Hence, the purchase of The Behemoth. Last night, I mowed for about 1.2 hours (according to the digital display on the dashboard - really). For a while, I was attempting to bag what I had left behind before, and that had mixed success - the grass was still kinda deep and soggy, so it ended up clogging the bagger intake pipey gizmo. Note to self, I need to figure out the proper means for attaching the bagger intake gizmo to the mower deck. Seems like my current method's more work than it ought to be. After a while, I gave up on bagging, and decided to blow my clippings around the yard.

This was rather entertaining, because now I've got a lot more force to fling those clippings about, so they end up dispersed a lot more evenly. Still, they pile up. If you mow in an inward counter-clockwise spiral, the clippings start accumulating in the center, making the mower work harder as time goes on. If you mow in an inward clockwise spiral, the clippings disperse over the area you've already mowed, which looks bad.

One thing that became clear to me (again) as I was pondering the practice of moving grass around was that much of my frustration with my lawn was the amount of time required to finish the job. Using the walk-behind lawnmower, after 80 hours, I would have been able to get the entire yard down to a reasonable height... but even if I were to work 10 hour days, the grass would have had 8 days to become unruly again. I fervently hope that the new device will afford me a little bit of time in between mows when the lawn looks acceptable.

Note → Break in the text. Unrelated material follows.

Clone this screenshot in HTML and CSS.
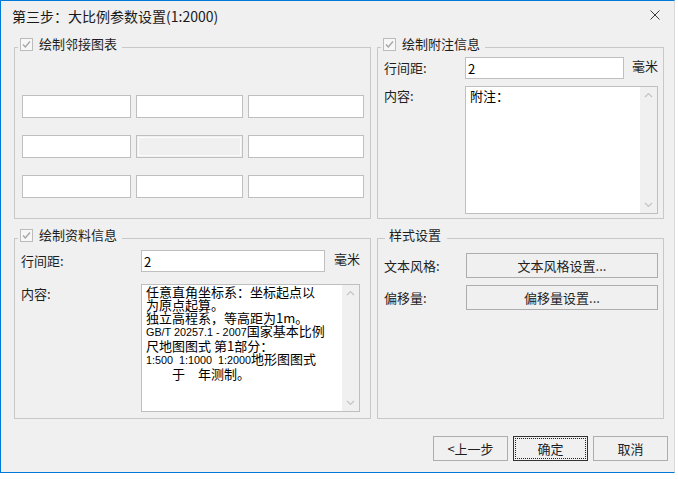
FILE: index.html
```html
<!DOCTYPE html>
<html lang="zh-CN">
<head>
  <meta charset="UTF-8">
  <title>第三步：大比例参数设置(1:2000)</title>
  <link rel="stylesheet" href="styles.css">
</head>
<body>
  <div class="dialog">
    <div class="titlebar">
      <span class="title">第三步：大比例参数设置(1:2000)</span>
      <svg class="close" width="10" height="10" viewBox="0 0 10 10">
        <path d="M0.5 0.5 L9.5 9.5 M9.5 0.5 L0.5 9.5" stroke="#3a3a3a" stroke-width="1" fill="none"/>
      </svg>
    </div>

    <div class="main">
      <!-- 邻接图表 -->
      <div class="group">
        <div class="group-title">
          <svg class="check" width="13" height="13" viewBox="0 0 13 13">
            <rect x="0.5" y="0.5" width="12" height="12" fill="#f7f7f7" stroke="#bcbcbc"/>
            <path d="M3 6.5 L5.3 9 L10 3.5" stroke="#a6a6a6" stroke-width="1.4" fill="none"/>
          </svg>
          <span>绘制邻接图表</span>
        </div>
        <div class="neighbors">
          <input class="field" type="text">
          <input class="field" type="text">
          <input class="field" type="text">
          <input class="field" type="text">
          <input class="field" type="text" disabled>
          <input class="field" type="text">
          <input class="field" type="text">
          <input class="field" type="text">
          <input class="field" type="text">
        </div>
      </div>

      <!-- 附注信息 -->
      <div class="group">
        <div class="group-title">
          <svg class="check" width="13" height="13" viewBox="0 0 13 13">
            <rect x="0.5" y="0.5" width="12" height="12" fill="#f7f7f7" stroke="#bcbcbc"/>
            <path d="M3 6.5 L5.3 9 L10 3.5" stroke="#a6a6a6" stroke-width="1.4" fill="none"/>
          </svg>
          <span>绘制附注信息</span>
        </div>
        <div class="form form-note">
          <label class="lbl">行间距:</label>
          <input class="field" type="text" value="2">
          <span class="unit">毫米</span>
          <label class="lbl lbl-top">内容:</label>
          <div class="memo memo-note">
            <div class="memo-text">附注：</div>
            <div class="vscroll">
              <svg width="17" height="17" viewBox="0 0 17 17"><polyline points="5,10 8.5,6.5 12,10" stroke="#c4c4c4" stroke-width="1.2" fill="none"/></svg>
              <svg width="17" height="17" viewBox="0 0 17 17"><polyline points="5,7 8.5,10.5 12,7" stroke="#c4c4c4" stroke-width="1.2" fill="none"/></svg>
            </div>
          </div>
        </div>
      </div>

      <!-- 资料信息 -->
      <div class="group">
        <div class="group-title">
          <svg class="check" width="13" height="13" viewBox="0 0 13 13">
            <rect x="0.5" y="0.5" width="12" height="12" fill="#f7f7f7" stroke="#bcbcbc"/>
            <path d="M3 6.5 L5.3 9 L10 3.5" stroke="#a6a6a6" stroke-width="1.4" fill="none"/>
          </svg>
          <span>绘制资料信息</span>
        </div>
        <div class="form form-info">
          <label class="lbl">行间距:</label>
          <input class="field" type="text" value="2">
          <span class="unit">毫米</span>
          <label class="lbl lbl-top">内容:</label>
          <div class="memo memo-info">
            <div class="memo-text">任意直角坐标系：坐标起点以
为原点起算。
独立高程系，等高距为1m。
<span class="lat">GB/T 20257.1 - 2007</span>国家基本比例
尺地图图式 第1部分：
<span class="lat">1:500  1:1000  1:2000</span>地形图图式
　　于　年测制。</div>
            <div class="vscroll">
              <svg width="17" height="17" viewBox="0 0 17 17"><polyline points="5,10 8.5,6.5 12,10" stroke="#c4c4c4" stroke-width="1.2" fill="none"/></svg>
              <svg width="17" height="17" viewBox="0 0 17 17"><polyline points="5,7 8.5,10.5 12,7" stroke="#c4c4c4" stroke-width="1.2" fill="none"/></svg>
            </div>
          </div>
        </div>
      </div>

      <!-- 样式设置 -->
      <div class="group">
        <div class="group-title plain">样式设置</div>
        <div class="form form-style">
          <label class="lbl">文本风格:</label>
          <button class="btn">文本风格设置...</button>
          <label class="lbl">偏移量:</label>
          <button class="btn">偏移量设置...</button>
        </div>
      </div>
    </div>

    <div class="footer">
      <button class="btn btn-foot">&lt;上一步</button>
      <button class="btn btn-foot btn-default">确定</button>
      <button class="btn btn-foot">取消</button>
    </div>
  </div>
</body>
</html>
```

FILE: styles.css
```css
* {
  box-sizing: border-box;
}
body {
  margin: 0;
  background: #fff;
  font-family: "Noto Sans CJK SC", "Noto Sans", sans-serif;
  font-size: 13px;
  color: #1e1e1e;
}
.dialog {
  width: 675px;
  height: 473px;
  background: #f0f0f0;
  border: 1px solid #0078d7;
  border-right-color: #d9d9d9;
}
.titlebar {
  height: 30px;
  display: flex;
  align-items: center;
  justify-content: space-between;
  padding: 0 14px 0 11px;
}
.title {
  font-size: 14px;
  line-height: 20px;
  color: #1a1a1a;
}
.close {
  display: block;
  margin-top: -3px;
}
.main {
  display: grid;
  grid-template-columns: 357px 287px;
  grid-template-rows: 172px 181px;
  gap: 19px 6px;
  padding: 16px 0 0 13px;
}
.group {
  border: 1px solid #c8c8c8;
}
.group-title {
  display: flex;
  align-items: center;
  gap: 6px;
  width: fit-content;
  margin: -14px 0 0 3px;
  padding: 0 5px 0 2px;
  line-height: 20px;
  background: #f0f0f0;
}
.group-title.plain {
  margin-left: 7px;
  padding: 0 6px 0 4px;
}
.check {
  display: block;
  flex: none;
}
.neighbors {
  display: grid;
  grid-template-columns: 109px 107px 116px;
  grid-template-rows: repeat(3, 23px);
  gap: 17px 5px;
  margin: 41px 0 0 7px;
}
.field {
  display: block;
  width: 100%;
  height: 100%;
  margin: 0;
  border: 1px solid #bfbfbf;
  background: #fff;
  padding: 0 2px;
  font: inherit;
  color: #000;
  outline: none;
}
.field:disabled {
  background: #f0f0f0;
  box-shadow: inset 0 0 0 1px #f0f0f0, inset 0 0 0 2px #fbfbfb;
}
.form {
  display: grid;
  align-items: center;
  justify-content: start;
  padding-left: 6px;
}
.form-note {
  grid-template-columns: 81px 159px auto;
  grid-template-rows: 22px 128px;
  row-gap: 7px;
  margin-top: 3px;
}
.form-note .unit {
  margin-left: 8px;
}
.form-info {
  grid-template-columns: 120px 184px auto;
  grid-template-rows: 22px 128px;
  row-gap: 12px;
  margin-top: 5px;
}
.form-info .unit {
  margin-left: 9px;
}
.form-style {
  grid-template-columns: 82px 192px;
  grid-template-rows: 25px 25px;
  row-gap: 7px;
  margin-top: 8px;
}
.lbl {
  line-height: 20px;
  white-space: nowrap;
}
.lbl-top {
  align-self: start;
}
.unit {
  line-height: 20px;
  white-space: nowrap;
  margin-top: -4px;
}
.memo {
  grid-column: 2 / 4;
  display: flex;
  height: 128px;
  border: 1px solid #bfbfbf;
  background: #fff;
}
.memo-note {
  width: 193px;
}
.memo-info {
  width: 219px;
}
.memo-text {
  flex: 1;
  padding: 0 4px;
  line-height: 13px;
  white-space: pre;
  overflow: hidden;
  color: #000;
}
.memo-note .memo-text {
  padding-top: 2px;
}
.lat {
  font-family: "Liberation Sans", Arial, sans-serif;
  font-size: 10.8px;
}
.vscroll {
  width: 17px;
  flex: none;
  background: #f0f0f0;
  display: flex;
  flex-direction: column;
  justify-content: space-between;
}
.vscroll svg {
  display: block;
}
.btn {
  height: 100%;
  margin: 0;
  padding: 0;
  border: 1px solid #adadad;
  background: #f0f0f0;
  font: inherit;
  color: #1e1e1e;
  line-height: 20px;
}
.footer {
  display: flex;
  justify-content: flex-end;
  gap: 5px;
  margin-top: 17px;
  padding-right: 6px;
}
.btn-foot {
  width: 75px;
  height: 25px;
}
.btn-default {
  border-color: #333;
  outline: 1px dotted #222;
  outline-offset: -3px;
}
```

And I think that it will - when each iteration of a process is a huge investment of effort, one naturally economizes on iterations. Experience teaches you how to do those iterations efficiently so that the effort gets as much payoff as possible. But as iterations become inexpensive, the need to be efficient, the desire to cut corners, goes away. This perspective comes from my work experience where shifting technologies make certain tasks so easy that efficiency is no longer important, and aesthetics become defining criteria - that is, it's no longer an effort of engineering, but rather of art.

So, will I end up iterating over my lawn to that point? Will I become a lawn artist? Actually, no, I don't think so. Because I have other things that I would like to do with my time, and mowing my lawn still takes an investment of time. So I will probably raise my standards for a minimally acceptable lawn, but not so far that I stop seeing better looking yards than mine around the neighborhood.

On my way between the front door and the car this morning, I stopped to gaze over my lawn. I was startled when a hummingbird appeared about a foot from my head and flew away. Not everyday you get buzzed by a hovering avian.